No doubts here, though. This one fired on all cylinders. Great movie. My one reservation is about the cavalier treatment of death in the film, but that's a minor quibble compared to its virtues. More here.

Kinsey

Not great, but solid. Makes you think, not just about sex, but about objectivity and responsibility. I think the biopic is an inherently flawed format, but there's enough in here to recommend. More here.


The Bad

Robot Stories

Indie film with 4 short stories about robots, sort of. The stories ranged from the silly to, well, the sillier. Amateurish and boorish.

Dogville

Actually a lot better than I thought it would be, but still a stinker. I thought the direction, filming on a stage with drawn-in props, was actually pretty interesting and compelling. I wrote more about it here.

Spartan

David Mamet has written some brilliant stuff, and some stuff that utterly falls flat. This one is oddly compelling, despite some just bizarre dialog scattered throughout. But it falls apart by the end.

Man on Fire

Stylized Death Wish-style movie from Tony Scott. I think this movie might have actually worked if they had edited about 45 minutes out of it.

Coffee and Cigarettes

Ponderous string of pointless vignettes. Would have been okay if taken individually they were even interesting. Not very, though.

I, Robot

Better than I thought it would be, but I had very low expectations. Still not a good movie. Will Smith's character is a silly cop-who-doesn't-play-by-the-rules character, and another one of those sci-fi heroes who pines for antiquated technology. But the big flaw is the plot, a horrible, over-complicated mess. More here.

Collateral

I'm a big fan of Michael Mann, from Miami Vice to Thief (soundtrack by Tangerine Dream!) to Manhunter to Heat. This one was, alas, a disappointment. As some critics have pointed out, it's a great first half of a movie. Mesmerizing Mann at his best. He gets cool. He captures cities at night better than anybody in film history. The scene in the jazz bar is great. Then in the third act it devolves into cliched crap. And we're supposed to believe that a taxi driver can go toe-to-toe with Cruise's badass uber-assassin. Um, no.

Vanity Fair

Never read the book, but the movie was an excruciating mess. Avoid.

The Aviator

Just saw this one. Most critics liked it, but it was too incoherent for me. Hughes comes off as a complete enigma, despite the film's best efforts to simplify and compartmentalize his life. I just don't think people's lives fit on a screen...pick a significant event or two and go with it. Film's that try to cover 20 or more years of a person's life inevitably feel forced and artificial. And Hughes' life was so seemingly outlandish to begin with that it seems even more artificial on the screen. Cate Blanchett doing Katherine Hepburn was distracting, and their chemistry was just plain awful. The film intermittantly treats Hughes as some sort of visionary crusader and a flat-out wiggy nutjob, but the movie's failing is that he never seems real.

Ocean's Twelve

So this one not too long ago as well. What a mess. I was actually thinking it wasn't half bad until the whole Julia Roberts playing a character who looks like Julia Roberts who pretends to be her to...oh fuck it.


The Fuggin' Ugly

The Passion of the Christ

The word "gratuitous" just doesn't do it justice. More here.

Fahrenheit 9/11

I've already spilled too much ink on this piece of disingenous bile. Here was the last post on it.

Hero

I've written a lot on this one too. Here's my first post on it.

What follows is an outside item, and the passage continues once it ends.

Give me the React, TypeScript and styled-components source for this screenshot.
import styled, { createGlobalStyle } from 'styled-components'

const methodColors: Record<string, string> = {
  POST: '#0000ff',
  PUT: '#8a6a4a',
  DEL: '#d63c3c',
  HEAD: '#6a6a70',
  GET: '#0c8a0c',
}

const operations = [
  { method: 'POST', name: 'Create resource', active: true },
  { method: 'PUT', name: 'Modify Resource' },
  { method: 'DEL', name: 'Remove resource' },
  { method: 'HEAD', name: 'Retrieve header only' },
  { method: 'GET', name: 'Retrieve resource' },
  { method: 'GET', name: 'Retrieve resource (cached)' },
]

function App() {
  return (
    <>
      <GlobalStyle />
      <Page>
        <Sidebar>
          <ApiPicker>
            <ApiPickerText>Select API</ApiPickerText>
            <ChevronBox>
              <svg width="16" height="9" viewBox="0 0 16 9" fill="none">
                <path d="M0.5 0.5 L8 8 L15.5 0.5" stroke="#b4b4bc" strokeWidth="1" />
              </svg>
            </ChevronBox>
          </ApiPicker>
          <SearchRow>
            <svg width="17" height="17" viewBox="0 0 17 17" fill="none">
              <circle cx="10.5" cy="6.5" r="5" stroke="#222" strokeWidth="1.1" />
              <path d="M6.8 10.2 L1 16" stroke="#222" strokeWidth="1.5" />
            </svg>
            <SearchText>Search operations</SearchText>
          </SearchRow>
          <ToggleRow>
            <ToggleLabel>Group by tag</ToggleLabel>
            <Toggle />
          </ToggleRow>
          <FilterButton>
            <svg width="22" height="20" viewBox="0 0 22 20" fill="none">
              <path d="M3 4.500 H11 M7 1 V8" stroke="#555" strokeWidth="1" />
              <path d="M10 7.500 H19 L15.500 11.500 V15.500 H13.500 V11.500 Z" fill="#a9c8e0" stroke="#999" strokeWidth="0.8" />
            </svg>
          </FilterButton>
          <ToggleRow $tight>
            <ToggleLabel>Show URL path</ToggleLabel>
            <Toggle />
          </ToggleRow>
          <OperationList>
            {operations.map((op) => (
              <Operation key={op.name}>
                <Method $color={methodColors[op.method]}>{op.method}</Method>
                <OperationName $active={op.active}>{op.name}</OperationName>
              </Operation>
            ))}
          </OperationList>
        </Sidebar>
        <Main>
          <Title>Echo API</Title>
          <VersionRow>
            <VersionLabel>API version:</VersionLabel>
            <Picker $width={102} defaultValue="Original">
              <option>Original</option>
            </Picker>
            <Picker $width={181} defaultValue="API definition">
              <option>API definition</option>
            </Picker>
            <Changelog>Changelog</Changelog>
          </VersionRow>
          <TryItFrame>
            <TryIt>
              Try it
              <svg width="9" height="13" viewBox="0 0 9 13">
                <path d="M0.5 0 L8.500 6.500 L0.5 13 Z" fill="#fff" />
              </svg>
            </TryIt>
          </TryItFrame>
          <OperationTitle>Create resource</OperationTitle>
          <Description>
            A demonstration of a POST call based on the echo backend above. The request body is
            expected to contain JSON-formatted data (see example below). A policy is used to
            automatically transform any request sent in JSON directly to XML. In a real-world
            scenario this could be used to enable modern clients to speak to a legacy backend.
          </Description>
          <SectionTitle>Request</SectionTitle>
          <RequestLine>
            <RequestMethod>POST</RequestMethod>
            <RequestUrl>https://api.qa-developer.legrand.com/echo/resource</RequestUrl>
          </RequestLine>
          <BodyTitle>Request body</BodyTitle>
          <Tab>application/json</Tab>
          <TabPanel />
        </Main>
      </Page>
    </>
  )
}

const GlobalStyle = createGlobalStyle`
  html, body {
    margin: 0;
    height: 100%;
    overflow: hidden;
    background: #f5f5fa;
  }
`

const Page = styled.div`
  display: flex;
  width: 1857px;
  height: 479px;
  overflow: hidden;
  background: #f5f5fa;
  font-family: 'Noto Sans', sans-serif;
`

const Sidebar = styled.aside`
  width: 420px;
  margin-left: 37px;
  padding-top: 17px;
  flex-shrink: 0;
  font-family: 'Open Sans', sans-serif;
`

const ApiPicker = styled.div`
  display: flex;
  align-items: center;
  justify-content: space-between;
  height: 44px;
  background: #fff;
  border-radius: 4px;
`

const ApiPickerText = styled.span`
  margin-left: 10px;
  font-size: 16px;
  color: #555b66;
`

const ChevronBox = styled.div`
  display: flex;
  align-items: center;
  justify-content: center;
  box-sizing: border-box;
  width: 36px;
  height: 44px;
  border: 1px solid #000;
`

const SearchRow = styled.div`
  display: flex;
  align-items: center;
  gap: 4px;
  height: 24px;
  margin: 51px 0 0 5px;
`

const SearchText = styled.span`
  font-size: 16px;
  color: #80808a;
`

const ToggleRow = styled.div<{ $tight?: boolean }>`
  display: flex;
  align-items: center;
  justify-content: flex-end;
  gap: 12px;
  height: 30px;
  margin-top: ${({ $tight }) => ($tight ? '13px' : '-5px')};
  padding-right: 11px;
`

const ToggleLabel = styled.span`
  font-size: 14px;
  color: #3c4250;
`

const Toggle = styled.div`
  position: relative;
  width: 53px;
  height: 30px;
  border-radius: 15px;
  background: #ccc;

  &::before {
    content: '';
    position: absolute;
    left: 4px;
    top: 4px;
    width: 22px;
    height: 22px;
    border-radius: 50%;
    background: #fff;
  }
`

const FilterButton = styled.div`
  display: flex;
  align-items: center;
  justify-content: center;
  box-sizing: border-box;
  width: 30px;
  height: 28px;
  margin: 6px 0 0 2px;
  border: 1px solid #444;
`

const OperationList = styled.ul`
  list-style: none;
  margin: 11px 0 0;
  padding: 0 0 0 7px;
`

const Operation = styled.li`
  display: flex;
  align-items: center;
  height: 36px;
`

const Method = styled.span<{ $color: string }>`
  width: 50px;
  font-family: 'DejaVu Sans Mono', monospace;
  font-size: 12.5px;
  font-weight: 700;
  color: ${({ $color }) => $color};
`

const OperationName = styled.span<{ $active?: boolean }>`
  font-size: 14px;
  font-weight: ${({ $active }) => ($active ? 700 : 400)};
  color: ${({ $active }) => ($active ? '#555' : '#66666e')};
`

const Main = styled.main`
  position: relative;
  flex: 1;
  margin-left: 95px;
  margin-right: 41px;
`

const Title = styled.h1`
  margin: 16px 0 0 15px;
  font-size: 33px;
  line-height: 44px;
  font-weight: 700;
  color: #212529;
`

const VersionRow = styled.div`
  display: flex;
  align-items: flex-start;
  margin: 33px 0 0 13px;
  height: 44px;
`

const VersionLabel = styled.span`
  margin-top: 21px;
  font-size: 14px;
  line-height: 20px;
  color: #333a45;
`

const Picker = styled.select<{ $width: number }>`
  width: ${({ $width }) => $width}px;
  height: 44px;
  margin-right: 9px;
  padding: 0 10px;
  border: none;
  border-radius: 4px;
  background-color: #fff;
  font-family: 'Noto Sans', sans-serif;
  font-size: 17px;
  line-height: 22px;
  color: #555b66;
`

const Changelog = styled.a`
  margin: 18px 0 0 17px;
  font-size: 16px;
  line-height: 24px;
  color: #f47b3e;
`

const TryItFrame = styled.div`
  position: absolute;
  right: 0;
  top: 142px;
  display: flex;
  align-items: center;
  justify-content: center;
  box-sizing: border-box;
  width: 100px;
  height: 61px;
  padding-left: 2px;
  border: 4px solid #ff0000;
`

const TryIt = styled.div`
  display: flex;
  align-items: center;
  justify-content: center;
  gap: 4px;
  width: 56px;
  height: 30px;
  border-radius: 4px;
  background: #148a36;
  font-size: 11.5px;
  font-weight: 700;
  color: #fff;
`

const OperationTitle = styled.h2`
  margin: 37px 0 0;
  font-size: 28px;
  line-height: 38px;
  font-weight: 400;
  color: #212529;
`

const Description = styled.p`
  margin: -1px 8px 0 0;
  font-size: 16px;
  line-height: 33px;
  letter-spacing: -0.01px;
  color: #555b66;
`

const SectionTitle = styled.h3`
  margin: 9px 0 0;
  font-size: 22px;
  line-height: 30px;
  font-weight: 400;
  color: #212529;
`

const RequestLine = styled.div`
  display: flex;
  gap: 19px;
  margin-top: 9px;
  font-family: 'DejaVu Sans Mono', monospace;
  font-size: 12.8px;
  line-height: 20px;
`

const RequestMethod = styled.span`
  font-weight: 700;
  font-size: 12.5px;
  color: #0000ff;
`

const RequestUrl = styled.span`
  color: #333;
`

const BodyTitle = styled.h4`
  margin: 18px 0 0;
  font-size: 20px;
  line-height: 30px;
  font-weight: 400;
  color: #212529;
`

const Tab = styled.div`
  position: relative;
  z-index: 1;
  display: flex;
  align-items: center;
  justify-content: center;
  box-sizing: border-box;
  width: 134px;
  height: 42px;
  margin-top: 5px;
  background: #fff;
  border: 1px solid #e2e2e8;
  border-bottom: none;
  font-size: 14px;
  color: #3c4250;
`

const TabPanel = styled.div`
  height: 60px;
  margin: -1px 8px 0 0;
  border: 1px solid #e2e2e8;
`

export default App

There were some very good films this year, and of course, some very awful ones. The worst of the worst were the three most polemical, which I guess shouldn't be a surprise. No doubt many of you will disagree with me (wouldn't be any fun if you didn't, right?).

Anyway, if you haven't seen any of these films, start with the good ones, then the ugly (at least they're interesting). Avoid the bad, except for perhaps Dogville, which is bad in pretty interesting ways.